Fenomena Gunung Es Kejahatan Seksual

Sumber :

VIVAnews - Kejahatan seksual ibarat gunung es. Kejadian yang terkuak hanya sedikit dibandingkan yang sebenarnya. Kondisi ini terjadi karena banyak korban yang tidak berani melapor akibat tekanan psikis.

Apalagi, kata kuasa hukum Tim Advokasi Untuk Kemanusiaan (TAUK) Habibu Rokhman, tindak kejahatan kesusilaan masuk kategori delik umum. Artinya tanpa pengaduan atau diperkarakan terlebih dahulu, sebenarnya kasus ini bisa diusut oleh polisi. Berbeda dengan kasus delik aduan yang harus menunggu pengaduan terlebih dahulu.

"Delik umum itu sama seperti kasus pembakaran atau pembunuhan, tanpa menunggu laporan dari kami mereka bisa mengusut," ujar Habibu kepada wartawan di Komnas Perempuan, Jakarta, Senin 4 Mei 2009.

Padahal, kata dia, kasus ini tidak bisa diremehkan, karena butuh keberanian untuk mengungkap pelanggaran Hak Asasi Manusia (HAM).

Ia mengatakan seperti kasus yang menimpa korban berinisial UK dari Lampung, yang kasusnya menyeret pejabat Lampung berinisial S. Untuk mengungkap kasus seperti ini tidak bisa secara kuat dilakukan oleh korban. "Tidak banyak saksi yang bisa melihat kejadian," katanya.

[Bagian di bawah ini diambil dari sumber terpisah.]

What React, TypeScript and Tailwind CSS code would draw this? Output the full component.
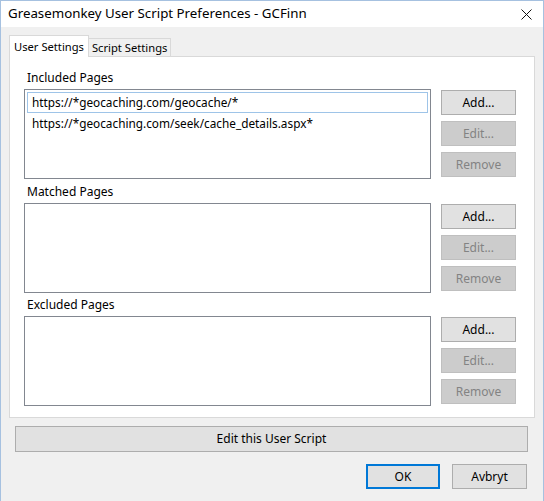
import type { ReactNode } from 'react';

const font = { fontFamily: '"Noto Sans", "Segoe UI", sans-serif' };

function WinButton({
  children,
  disabled,
  className = '',
}: {
  children: ReactNode;
  disabled?: boolean;
  className?: string;
}) {
  return (
    <button
      type="button"
      disabled={disabled}
      className={
        'flex items-center justify-center border text-[12px] leading-none ' +
        (disabled
          ? 'border-[#bfbfbf] bg-[#cccccc] text-[#838383] '
          : 'border-[#adadad] bg-[#e1e1e1] text-black ') +
        className
      }
    >
      {children}
    </button>
  );
}

function PageSection({
  label,
  items = [],
  className = '',
}: {
  label: string;
  items?: string[];
  className?: string;
}) {
  return (
    <div className={'flex flex-col ' + className}>
      <div className="flex h-[23px] items-center pl-[3px] text-[12px] leading-none">{label}</div>
      <div className="flex gap-[10px]">
        <div className="h-[90px] w-[407px] border border-[#828790] bg-white p-[2px]">
          {items.map((item, i) => (
            <div
              key={item}
              className={
                'flex h-[21px] items-center pl-[4px] text-[11.8px] leading-none ' +
                (i === 0 ? 'border border-[#9ec4e8]' : 'border border-transparent')
              }
            >
              {item}
            </div>
          ))}
        </div>
        <div className="flex flex-col gap-[6px] pt-[1px]">
          <WinButton className="h-[25px] w-[75px]">Add...</WinButton>
          <WinButton disabled className="h-[25px] w-[75px]">
            Edit...
          </WinButton>
          <WinButton disabled className="h-[25px] w-[75px]">
            Remove
          </WinButton>
        </div>
      </div>
    </div>
  );
}

export default function App() {
  return (
    <div
      style={font}
      className="flex h-[501px] w-[544px] flex-col border-x border-t border-[#a6c1e0] bg-[#f0f0f0] text-black"
    >
      <div className="flex h-[26px] items-center justify-between bg-white pl-[7px] pr-[11px]">
        <span className="text-[13.3px] leading-none">Greasemonkey User Script Preferences - GCFinn</span>
        <svg width="11" height="11" viewBox="0 0 11 11" className="mt-[1px]">
          <path d="M0.5 0.5 L10.5 10.5 M10.5 0.5 L0.5 10.5" stroke="#111" strokeWidth="1" />
        </svg>
      </div>

      <div className="flex flex-col px-[8px] pt-[8px]">
        <div className="flex items-end">
          <div className="relative z-10 -mb-px flex h-[22px] items-center border border-b-0 border-[#d9d9d9] bg-white px-[4px] text-[11.2px] leading-none">
            User Settings
          </div>
          <div className="flex h-[18px] items-center border border-b-0 border-l-0 border-[#d9d9d9] bg-[#f0f0f0] px-[3px] text-[11.2px] leading-none">
            Script Settings
          </div>
        </div>
        <div className="flex h-[362px] w-[526px] flex-col border border-[#d9d9d9] bg-white pl-[14px] pt-[9px]">
          <PageSection
            label="Included Pages"
            items={['https://*geocaching.com/geocache/*', 'https://*geocaching.com/seek/cache_details.aspx*']}
          />
          <PageSection label="Matched Pages" className="mt-[1px]" />
          <PageSection label="Excluded Pages" />
        </div>
      </div>

      <div className="flex flex-col px-[14px] pt-[8px]">
        <WinButton className="h-[26px] w-[513px]">Edit this User Script</WinButton>
        <div className="mt-[12px] flex justify-end gap-[12px] pr-[2px]">
          <button
            type="button"
            className="flex h-[25px] w-[74px] items-center justify-center border-2 border-[#0078d7] bg-[#e1e1e1] text-[12px] leading-none"
          >
            OK
          </button>
          <WinButton className="h-[25px] w-[75px]">Avbryt</WinButton>
        </div>
      </div>
    </div>
  );
}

Padahal saksi ini memperkuat secara hukum, bagaimana status pelaku bisa dipersalahkan.

Oleh karena itu, lanjutnya, penelusuran fakta bisa dijadikan sebagai bukti. "Kami dari TAUK berupaya mencari dukungan Komnas Perempuan untuk mencari rujukan, juga jalan keluar bagaimana kasus seperti ini bisa diselesaikan," katanya. Karena dengan minimnya bukti, sangat jarang korban yang melapor.

"Terlebih dengan nama baiknya dan keluarga juga dipertaruhkan, selain tanpa bukti, penderitaan psikologis, seksual, ekonomi dan sosial juga dipertimbangkan untuk melaporkan kasus ini," ujar Juru Bicara TAUK Dwi Mardianto. Sehingga kasus seperti ini sangat sulit diketahui.

"Ini seperti fenomena gunung es, yang terlihat hanya satu dua, tapi bawahnya sebenarnya banyak," ujarnya. Namun berapa peningkatan kasus ini terjadi, ia mengaku tidak ingat.

Ia mengatakan bahwa butuh penelitian dan pengusutan serta dukungan berbagai pihak untuk menyelesaikan kasus ini. Tak jarang, kasus seperti UK, kejadiannya sudah bertahun-tahun yang lalu tapi baru terungkap sekarang.

"Itulah kenapa baru melapor kemudian, kenapa? Karena korban menemui kendala psikis. Karena saat terkena, banyak hal yang dipertimbangkan yang menjadi hambatan psikologis. Jadi ini butuh waktu," ujarnya.

Akan tetapi, menurut Habibu, dengan adanya korban yang berani membuat sumpah di depan notaris yang sah secara hukum, kasus seperti ini harus bisa diselesaikan. "Karena dengan membuat sumpah, itu artinya tidak macam-macam," katanya.